German consumers scent swift recovery

German consumers are increasingly gaining the impression that the economy will recover soon.

That's the conclusion from a survey published on Thursday (July 23).

The consumer sentiment index published by the GfK institute showed morale improved more than expected heading into August.

Shoppers were given a boost from a temporary cut in VAT as part of the government's stimulus package.

The index rose to -0.3 from a revised -9.4 in the previous month.

This was the third monthly increase in a row, beating forecasts.

Consumers' propensity to buy and their personal income expectations both improved for a third consecutive month.

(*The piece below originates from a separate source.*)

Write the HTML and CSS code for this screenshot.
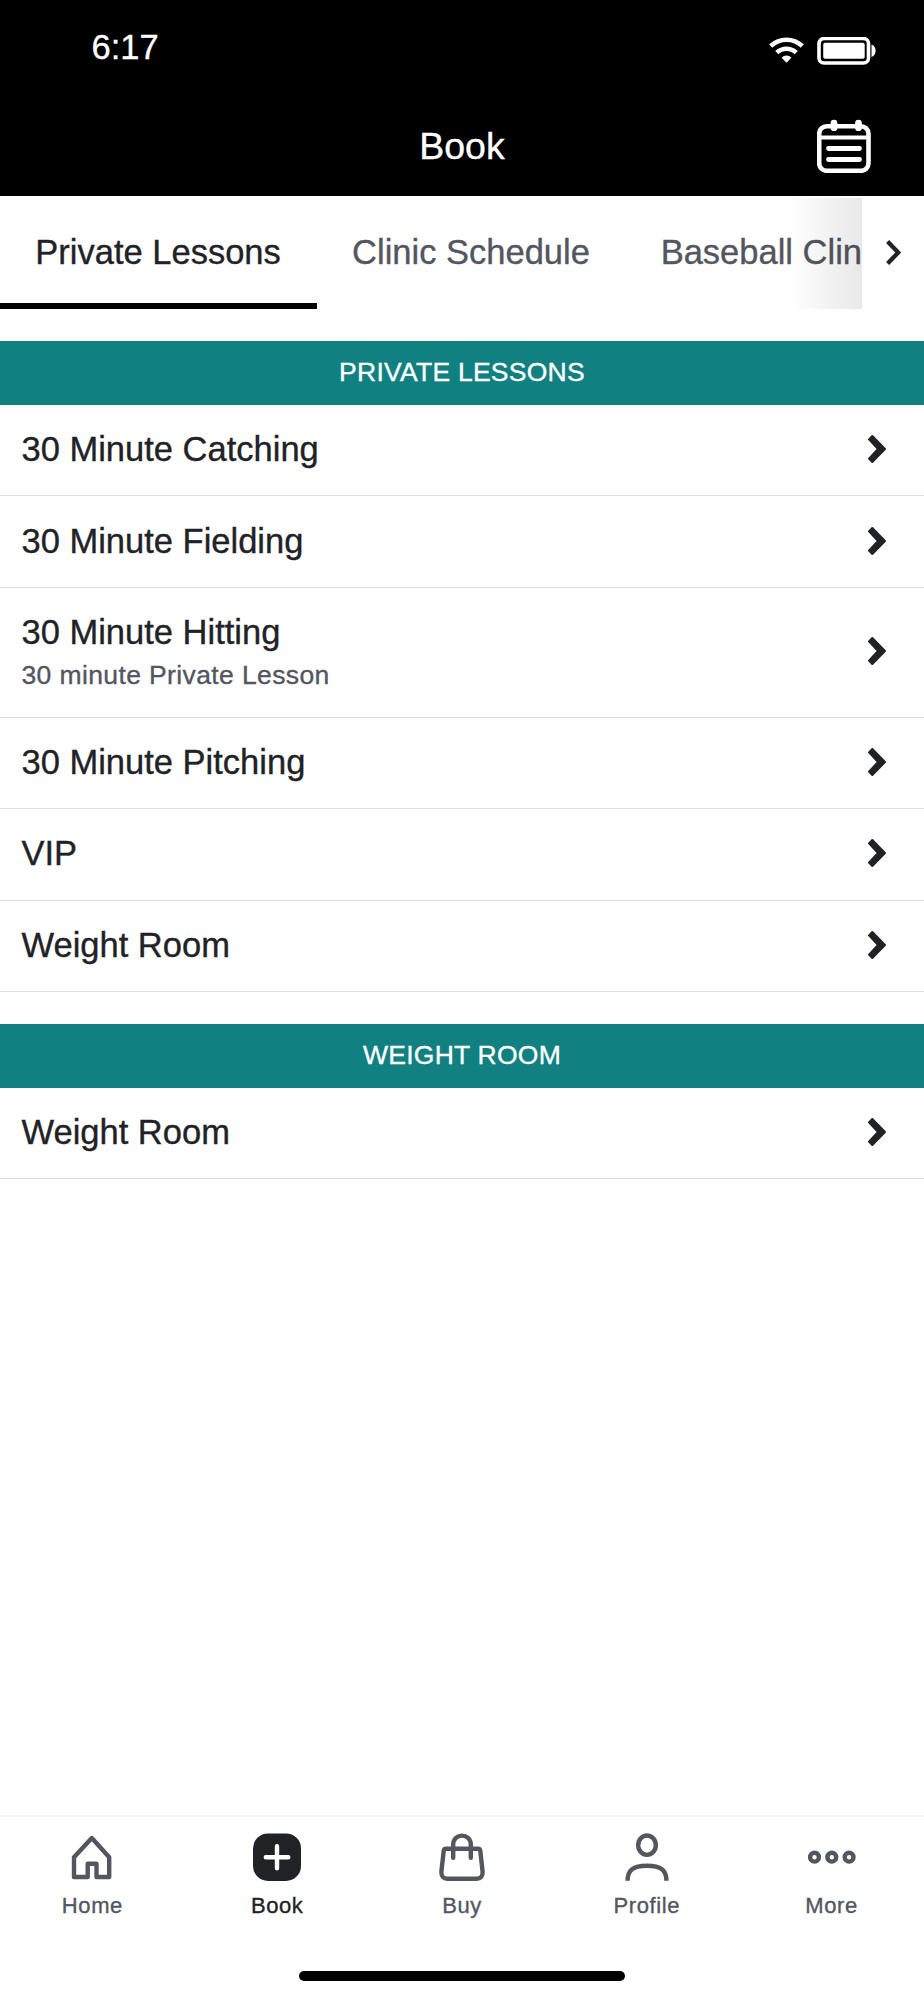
FILE: index.html
```html
<!DOCTYPE html>
<html lang="en">
<head>
<meta charset="utf-8">
<title>Book</title>
<link rel="stylesheet" href="styles.css">
</head>
<body>
<svg width="0" height="0" class="defs">
  <symbol id="chev" viewBox="0 0 18 28"><path d="M4.300 1 17 14 4.300 27 1 23.600 10 14 1 4.400Z" fill="#212226" stroke="#212226" stroke-width="2" stroke-linejoin="round"/></symbol>
</svg>
<div class="app">
  <header class="header">
    <div class="status">
      <span class="time">6:17</span>
      <svg class="status-icons" width="107" height="28" viewBox="0 0 107 28" fill="none" stroke="#fff">
        <path d="M1.700 9a23 23 0 0 1 31.600 0M7.800 15.600a14 14 0 0 1 19.400 0" stroke-width="4.600"/>
        <path d="M12.600 20.700a6.800 6.800 0 0 1 9.800 0l-4.900 5z" fill="#fff" stroke="none"/>
        <rect x="50" y="1.500" width="49.500" height="24.500" rx="5" stroke-width="3.600"/>
        <rect x="54.200" y="5.700" width="41.500" height="16" rx="2" fill="#fff" stroke="none"/>
        <path d="M102.500 7.500c5.500 2 5.500 10.500 0 12.500z" fill="#fff" stroke="none"/>
      </svg>
    </div>
    <div class="titlebar">
      <h1 class="title">Book</h1>
      <svg class="calendar" width="54" height="54" viewBox="0 0 54 54" fill="none" stroke="#fff" stroke-linecap="round">
        <rect x="2.200" y="7.300" width="49.300" height="44.500" rx="7.500" stroke-width="4.600"/>
        <path d="M4 18.500h46" stroke-width="4.200"/>
        <path d="M11.500 29.500h31M11.500 40.500h31" stroke-width="4.800"/>
        <path d="M17 4.200v4.500M41.500 4.200v4.500" stroke-width="6.800"/>
      </svg>
    </div>
  </header>
  <nav class="tabs">
    <div class="tab-scroll">
      <a class="tab active">Private Lessons</a>
      <a class="tab">Clinic Schedule</a>
      <a class="tab">Baseball Clin</a>
      <div class="fade"></div>
    </div>
    <svg class="tab-next" width="16" height="28" viewBox="0 0 16 28" fill="none" stroke="#212226" stroke-width="4.300"><path d="M1.600 2.600 12.200 13.600 1.600 24.600"/></svg>
  </nav>
  <main class="content">
    <section class="group">
      <h2 class="group-title">PRIVATE LESSONS</h2>
      <div class="row"><div class="name">30 Minute Catching</div><svg class="chev"><use href="#chev"/></svg></div>
      <div class="row"><div class="name">30 Minute Fielding</div><svg class="chev"><use href="#chev"/></svg></div>
      <div class="row tall"><div><div class="name">30 Minute Hitting</div><div class="desc">30 minute Private Lesson</div></div><svg class="chev"><use href="#chev"/></svg></div>
      <div class="row"><div class="name">30 Minute Pitching</div><svg class="chev"><use href="#chev"/></svg></div>
      <div class="row"><div class="name">VIP</div><svg class="chev"><use href="#chev"/></svg></div>
      <div class="row"><div class="name">Weight Room</div><svg class="chev"><use href="#chev"/></svg></div>
    </section>
    <section class="group">
      <h2 class="group-title">WEIGHT ROOM</h2>
      <div class="row"><div class="name">Weight Room</div><svg class="chev"><use href="#chev"/></svg></div>
    </section>
  </main>
  <footer class="bottom">
    <div class="nav">
      <a class="item">
        <svg class="icon" viewBox="0 0 50 50"><path d="M24.800 5 42.200 24.200V44H29.500V30.700H20.700V44H7V24.200Z"/></svg>
        <span>Home</span>
      </a>
      <a class="item current">
        <svg class="icon" viewBox="0 0 50 50"><rect class="solid" x="1" y="0.400" width="48" height="47.600" rx="15"/><path class="plus" d="M25 13.200v22M13.800 24.200h22.500"/></svg>
        <span>Book</span>
      </a>
      <a class="item">
        <svg class="icon" viewBox="0 0 50 50"><path d="M9 15.700H41Q43 15.700 43.300 18L45.600 38.500Q46.100 45.700 39.500 45.700H10.500Q3.900 45.700 4.400 38.500L6.700 18Q7 15.700 9 15.700Z"/><path class="round" d="M16.200 24.700V11.500C16.200 -.300 33.800 -.300 33.800 11.500V24.700"/></svg>
        <span>Buy</span>
      </a>
      <a class="item">
        <svg class="icon" viewBox="0 0 50 50"><ellipse cx="25" cy="12.200" rx="8.800" ry="9.700"/><path d="M5.600 47.700C5.600 37 11 32.700 25 32.700S44.400 37 44.400 47.700"/></svg>
        <span>Profile</span>
      </a>
      <a class="item">
        <svg class="icon" viewBox="0 0 50 50"><circle cx="7.500" cy="24.200" r="4.400"/><circle cx="24.800" cy="24.200" r="4.400"/><circle cx="42.100" cy="24.200" r="4.400"/></svg>
        <span>More</span>
      </a>
    </div>
    <div class="home-indicator"></div>
  </footer>
</div>
</body>
</html>
```
FILE: styles.css
```css
* { box-sizing: border-box; }
body { margin: 0; background: #fff; font-family: "Liberation Sans", Arial, sans-serif; color: #212226; -webkit-text-stroke: .350px currentColor; }
svg { display: block; flex: none; }
.defs { position: absolute; }
.app { width: 924px; height: 2000px; display: flex; flex-direction: column; overflow: hidden; }
.header { height: 196px; background: #000; color: #fff; }
.status { height: 96px; display: flex; justify-content: space-between; padding: 27px 48px 0 91.500px; }
.time { font-size: 34.500px; line-height: 40px; }
.status-icons { margin-top: 10px; }
.titlebar { height: 100px; display: grid; grid-template-columns: 1fr auto 1fr; padding: 23px 53px 0 53px; }
.title { grid-column: 2; margin: 6px 0 0; font-size: 37.500px; line-height: 42px; font-weight: 400; }
.calendar { justify-self: end; }
.tabs { height: 113px; display: flex; }
.tab-scroll { position: relative; width: 862px; display: flex; overflow: hidden; }
.tab { flex: none; padding: 36px 35.500px 0 35.300px; font-size: 34.500px; line-height: 40px; color: #53565f; white-space: nowrap; }
.tab.active { padding-right: 36px; color: #212226; border-bottom: 6px solid #000; }
.tab:last-of-type { padding-right: 0; }
.fade { position: absolute; top: 2px; right: 0; bottom: 0; width: 74px; background: linear-gradient(90deg, rgba(0,0,0,0), rgba(0,0,0,.09)); }
.tab-next { margin: 43px 0 0 24px; }
.group { padding-top: 32px; }
.group-title { margin: 0; height: 64px; background: #118080; color: #fff; font-size: 26.500px; letter-spacing: .250px; line-height: 63px; font-weight: 400; text-align: center; }
.row { height: 91.400px; border-bottom: 1px solid #dcdde1; padding: 0 38px 2px 21.500px; display: flex; align-items: center; justify-content: space-between; }
.row.tall { height: 130px; }
.name { font-size: 34.500px; line-height: 40px; }
.tall .name { padding-top: 3px; }
.desc { margin-top: 5px; font-size: 26.500px; line-height: 36px; letter-spacing: .380px; color: #53565f; }
.chev { width: 18px; height: 28px; }
.bottom { margin-top: auto; height: 185px; border-top: 2px solid #f7f7f8; display: flex; flex-direction: column; align-items: center; }
.nav { width: 100%; display: grid; grid-template-columns: repeat(5, 1fr); }
.item { display: flex; flex-direction: column; align-items: center; padding-top: 16px; color: #53565f; font-size: 22px; line-height: 26px; letter-spacing: .600px; }
.item span { margin-top: 10px; }
.icon { width: 50px; height: 50px; fill: none; stroke: #53565f; stroke-width: 4.400; stroke-linejoin: round; }
.current { color: #212226; }
.icon .solid { fill: #212226; stroke: none; }
.icon .plus { stroke: #fff; stroke-linecap: round; }
.icon .round { stroke-linecap: round; }
.home-indicator { margin-top: 52px; width: 326px; height: 10px; border-radius: 5px; background: #000; }
```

GfK Researcher Rolf Buerkl said the news resembled a V-shaped recovery:

"There are several factors at play. In spring we had an absolute low point, a real state of shock and now we are partly seeing a consolidation of consumer morale. Then, of course, the easing of restrictions towards a new normality plays a role too. And this is all supported by government stimulus measures."

But he cautioned that consumers might scale back purchases once the reduced VAT rates expire in January.

The reduction will cost the federal government up to 20 billion euros, or over 23 billion dollars, in total.

The improvement in Europe's biggest economy is dependent on the country's infection rate remaining low.

The institute added that "a second lockdown would quickly shatter any hope of recovery".